There have always been comics based on other media of course, from Film Fun to Sonic the Comic, but in those titles it was the stories that were the selling point. Activity pages are important for stimulating the logical parts of a child's mind of course, but a comic strip story can help children with their reading abilities and engross them in world where they can relate to the characters, and even learn about morality and integrity in a fun way. 

It's good to see that Angry Birds Magazine contains some story content at least, but wouldn't it be great to see more of a balance like this in most children's magazines? A lot of kids struggle with their reading at school these days because they see it as a chore, but reading is the most important skill a child can learn. Comics can help with that because they're bright, lively, funny and exciting. So, publishers, let's see more strip content in your magazines to help those kids develop into bright, lively, funny and exciting adults. 

Commando news

Fans of Britain's longest running war comic Commando will be pleased to hear there are four new issues in the shops tomorrow. (Or today if you're lucky, as they seem to come out a day early.) Here's the info direct from DC Thomson...

Commando Issues 4727-4730 – On Sale 31 July 2014

Commando No 4727 – Fisherman’s Foes

Fishing, particularly deep-sea fishing, is one of the most dangerous jobs in the world for the sea is a harsh, cruel and unforgiving place to work.
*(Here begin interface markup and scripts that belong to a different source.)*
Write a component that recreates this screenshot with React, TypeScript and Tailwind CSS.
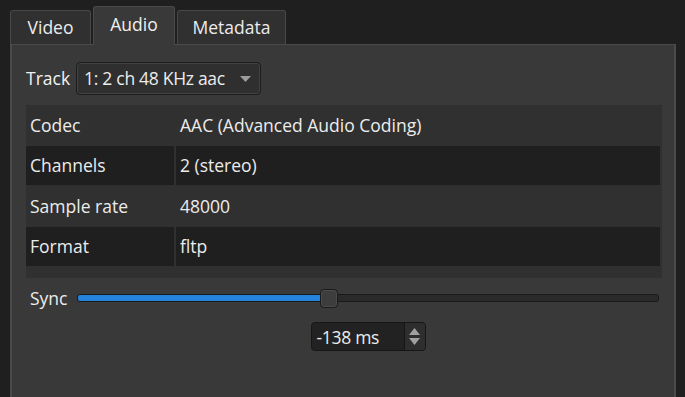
import React from "react";

const font = { fontFamily: '"Open Sans", "Noto Sans", sans-serif' };

function Tab({ label, selected, w }: { label: string; selected?: boolean; w: string }) {
  return (
    <div
      className={
        selected
          ? `relative z-10 -mb-px flex h-[39px] items-center justify-center rounded-t-[3px] border border-b-0 border-[#4a4a4a] bg-[#393939] pb-[4px] text-[17.5px] text-[#f0f0f0] ${w}`
          : `flex h-[34px] items-center justify-center rounded-t-[3px] border border-b-0 border-[#484848] bg-[#303030] text-[17.5px] text-[#ececec] ${w}`
      }
    >
      {label}
    </div>
  );
}

function Row({ k, v, dark, h }: { k: string; v: string; dark?: boolean; h: string }) {
  return (
    <div className={`flex ${h} gap-[2px] pr-[2px]`}>
      <div className={`flex w-[148px] items-center pl-[4px] ${dark ? "bg-[#1f1f1f]" : ""}`}>{k}</div>
      <div className={`flex flex-1 items-center pl-[4px] ${dark ? "bg-[#1f1f1f]" : ""}`}>{v}</div>
    </div>
  );
}

export default function App() {
  return (
    <div className="flex h-[397px] w-[685px] flex-col bg-[#1f1f1f] pl-[10px] pr-[9px] text-[17.5px] text-[#ececec]" style={font}>
      <div className="flex h-[44px] items-end gap-[2px]">
        <Tab label="Video" w="w-[81px]" />
        <Tab label="Audio" selected w="w-[82px]" />
        <Tab label="Metadata" w="w-[109px]" />
      </div>
      <div className="flex flex-1 flex-col border-x-2 border-t border-[#4a4a4a] bg-[#393939] pl-[14px] pr-[12px] pt-[17px]">
        <div className="flex items-center gap-[6px]">
          <span className="text-[17.5px] text-[#f2f2f2]">Track</span>
          <div className="flex h-[33px] w-[185px] items-center justify-between rounded-[4px] border border-[#1c1c1c] bg-[#2f2f2f] pl-[7px] pr-[9px] shadow-[inset_0_0_0_1px_#424242]">
            <span className="tracking-[-0.3px]">1: 2 ch 48 KHz aac</span>
            <svg width="11" height="6" viewBox="0 0 11 6">
              <path d="M0 0 H11 L5.5 6 Z" fill="#9c9c9c" />
            </svg>
          </div>
        </div>
        <div className="mt-[10px] flex h-[173px] flex-col bg-[#303030]">
          <Row k="Codec" v="AAC (Advanced Audio Coding)" h="h-[41px]" />
          <Row k="Channels" v="2 (stereo)" dark h="h-[39px]" />
          <Row k="Sample rate" v="48000" h="h-[42px]" />
          <Row k="Format" v="fltp" dark h="h-[39px]" />
        </div>
        <div className="mt-[7px] grid grid-cols-[51px_1fr] items-center pr-[3px]">
          <span className="pl-[4px]">Sync</span>
          <div className="relative h-[19px]">
            <div className="absolute left-0 right-0 top-[5px] h-[8px] rounded-[3px] border border-[#1a1a1a] bg-[#2a2a2a]" />
            <div className="absolute left-[1px] top-[6px] h-[6px] w-[243px] rounded-l-[2px] bg-[#2484dc]" />
            <div className="absolute left-[243px] top-0 h-[19px] w-[18px] rounded-[4px] border border-[#1a1a1a] bg-[#3d3d3d] shadow-[inset_0_0_0_1px_#4c4c4c]" />
          </div>
          <div />
          <div className="mt-[11px] flex justify-center">
            <div className="flex h-[29px] w-[115px] overflow-hidden rounded-[4px] border border-[#161616] bg-[#222222]">
              <div className="flex flex-1 items-center pl-[5px] tracking-[-0.3px]">-138 ms</div>
              <div className="flex w-[21px] flex-col items-center justify-center gap-[3px] border-l border-[#161616] bg-[#2e2e2e]">
                <svg width="11" height="7" viewBox="0 0 11 7">
                  <path d="M0 7 H11 L5.5 0 Z" fill="#a0a0a0" />
                </svg>
                <svg width="11" height="7" viewBox="0 0 11 7">
                  <path d="M0 0 H11 L5.5 7 Z" fill="#a0a0a0" />
                </svg>
              </div>
            </div>
          </div>
        </div>
      </div>
    </div>
  );
}
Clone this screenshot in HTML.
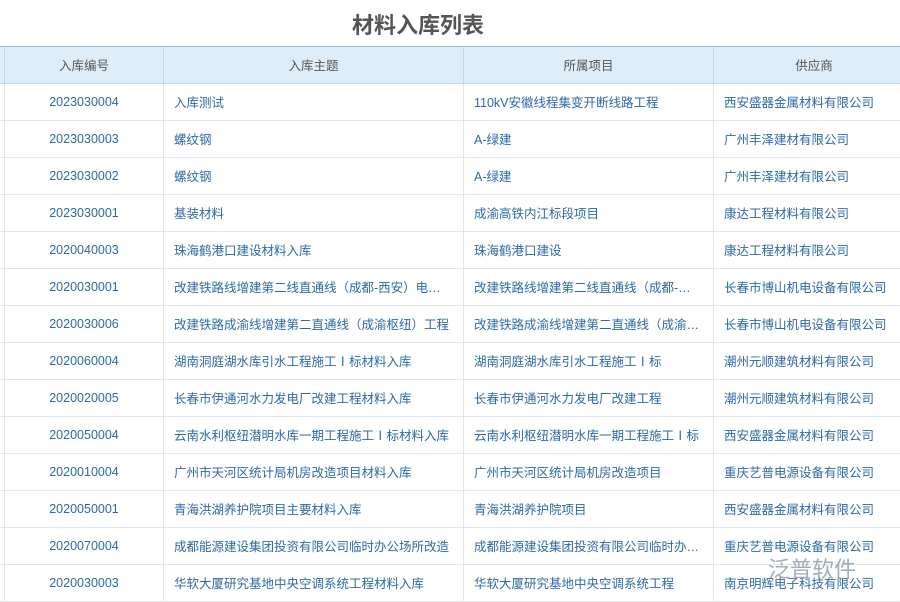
<html><head><style>
body{margin:0;width:900px;height:600px;overflow:hidden;background:#fff;font-family:"Liberation Sans","Noto Sans CJK SC",sans-serif;}
.t{position:absolute;top:8px;left:0;width:836px;text-align:center;font-size:22px;font-weight:bold;color:#555;}
table{position:absolute;top:46px;left:-1px;width:915px;border-collapse:collapse;table-layout:fixed;}
td,th{border:1px solid #e2e6ea;height:36px;box-sizing:border-box;padding:0 10px 1px;font-size:12.5px;color:#2c6aa6;white-space:nowrap;overflow:hidden;text-overflow:ellipsis;font-weight:normal;}
tr{height:37px}
th{background:#ddeefa;color:#555;text-align:center;border-color:#c3d7e8;border-top:1px solid #9dbbd4;}
td.c{text-align:center}
.logo{position:absolute;left:768px;top:552px;font-size:22px;color:#8a99aa;opacity:.8}
</style></head><body>
<div class="t">材料入库列表</div>
<table>
<colgroup><col style="width:5px"><col style="width:159px"><col style="width:300px"><col style="width:250px"><col style="width:201px"></colgroup>
<tr><th></th><th>入库编号</th><th>入库主题</th><th>所属项目</th><th>供应商</th></tr>
<tr><td></td><td class="c">2023030004</td><td>入库测试</td><td>110kV安徽线程集变开断线路工程</td><td>西安盛器金属材料有限公司</td></tr>
<tr><td></td><td class="c">2023030003</td><td>螺纹钢</td><td>A-绿建</td><td>广州丰泽建材有限公司</td></tr>
<tr><td></td><td class="c">2023030002</td><td>螺纹钢</td><td>A-绿建</td><td>广州丰泽建材有限公司</td></tr>
<tr><td></td><td class="c">2023030001</td><td>基装材料</td><td>成渝高铁内江标段项目</td><td>康达工程材料有限公司</td></tr>
<tr><td></td><td class="c">2020040003</td><td>珠海鹤港口建设材料入库</td><td>珠海鹤港口建设</td><td>康达工程材料有限公司</td></tr>
<tr><td></td><td class="c">2020030001</td><td>改建铁路线增建第二线直通线（成都-西安）电化工程</td><td>改建铁路线增建第二线直通线（成都-西安）</td><td>长春市博山机电设备有限公司</td></tr>
<tr><td></td><td class="c">2020030006</td><td>改建铁路成渝线增建第二直通线（成渝枢纽）工程</td><td>改建铁路成渝线增建第二直通线（成渝枢纽）</td><td>长春市博山机电设备有限公司</td></tr>
<tr><td></td><td class="c">2020060004</td><td>湖南洞庭湖水库引水工程施工Ⅰ标材料入库</td><td>湖南洞庭湖水库引水工程施工Ⅰ标</td><td>潮州元顺建筑材料有限公司</td></tr>
<tr><td></td><td class="c">2020020005</td><td>长春市伊通河水力发电厂改建工程材料入库</td><td>长春市伊通河水力发电厂改建工程</td><td>潮州元顺建筑材料有限公司</td></tr>
<tr><td></td><td class="c">2020050004</td><td>云南水利枢纽潜明水库一期工程施工Ⅰ标材料入库</td><td>云南水利枢纽潜明水库一期工程施工Ⅰ标</td><td>西安盛器金属材料有限公司</td></tr>
<tr><td></td><td class="c">2020010004</td><td>广州市天河区统计局机房改造项目材料入库</td><td>广州市天河区统计局机房改造项目</td><td>重庆艺普电源设备有限公司</td></tr>
<tr><td></td><td class="c">2020050001</td><td>青海洪湖养护院项目主要材料入库</td><td>青海洪湖养护院项目</td><td>西安盛器金属材料有限公司</td></tr>
<tr><td></td><td class="c">2020070004</td><td>成都能源建设集团投资有限公司临时办公场所改造</td><td>成都能源建设集团投资有限公司临时办公场所</td><td>重庆艺普电源设备有限公司</td></tr>
<tr><td></td><td class="c">2020030003</td><td>华软大厦研究基地中央空调系统工程材料入库</td><td>华软大厦研究基地中央空调系统工程</td><td>南京明辉电子科技有限公司</td></tr>
</table>
<div class="logo">泛普软件</div>
</body></html>
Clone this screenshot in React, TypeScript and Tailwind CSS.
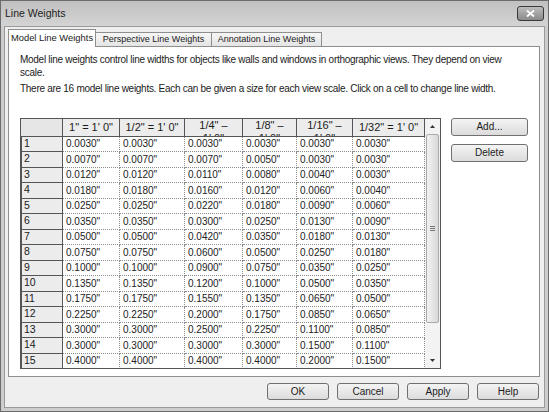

So the idea of strapping guns to a trawler and sending it to war might be expected to start a mutiny amongst any crew.
   Not the bunch aboard the Amity, though. They were not only prepared for war, they went looking for it! And that’s when they found themselves facing a legion of…

Story: George Low
Art: Jaume Forns
Cover: Janek Matysiak

Commando No 4728 – Ghost With A Gun

Corporal Benny Walker’s name will never go down in history — but he was the leader of the strangest fighting patrol the British Army had ever known.
   It was some patrol, that one!
   Benny, six yanks and a couple of ghosts. Yes, the ghosts wore uniforms too — and didn’t they get mucked into the Germans!


In the early days, all Commando stories were set in the Second World War. It wasn’t for nearly three decades that they branched out, historically speaking. The only way round this restriction was to introduce substantial flashbacks or to introduce some characters from previous battles. In this case, the introduced characters happen to be ghosts and they just happen to want to use our hero to wipe out the stains of their own misdeeds.
   For fear of spoilers I won’t say any more except that you can enjoy Chaco’s cover and Cueto’s inside art, reasonably safe in the knowledge that those are their real names. The name Du Feu has to be a nom-de-plume, though. Surely!

Calum Laird, Commando Editor

Ghost With A Gun, originally Commando No 104 (February 1964), re-issued as No 611 (January 1972)

Story: Du Feu
Art: Cueto
Cover: Chaco

Commando No 4729 – Balkan Battleground

Sergeant Pete Jenkins, a veteran Commando, was posted to Yugoslavia in the autumn of 1944. His mission was to assist and train a Partisan resistance group in their fight against the brutal occupying Nazis and their followers — a militia known as “The Black Wolves”.
   But there was a snag, the enemy seemed to know the Partisans’ every move. There had to be a traitor in their midst. Everyone was under suspicion — Pete included.

Story: Ferg Handley
Art: Olivera
Cover: Ian Kennedy

Commando No 4730 – The Little Ships

Think of Britain’s fighting navy in the Second World War and you picture towering battleships, mammoth aircraft carriers, powerful cruisers, sleek destroyers. But alongside them are hosts of smaller craft, without whose efforts the mighty fleets could not operate. They are “the little ships” — trawlers, drifters, coastal craft of all kinds. They served on the seas of the world, and this is the story of just two of them…of the ice-cold courage of their crews.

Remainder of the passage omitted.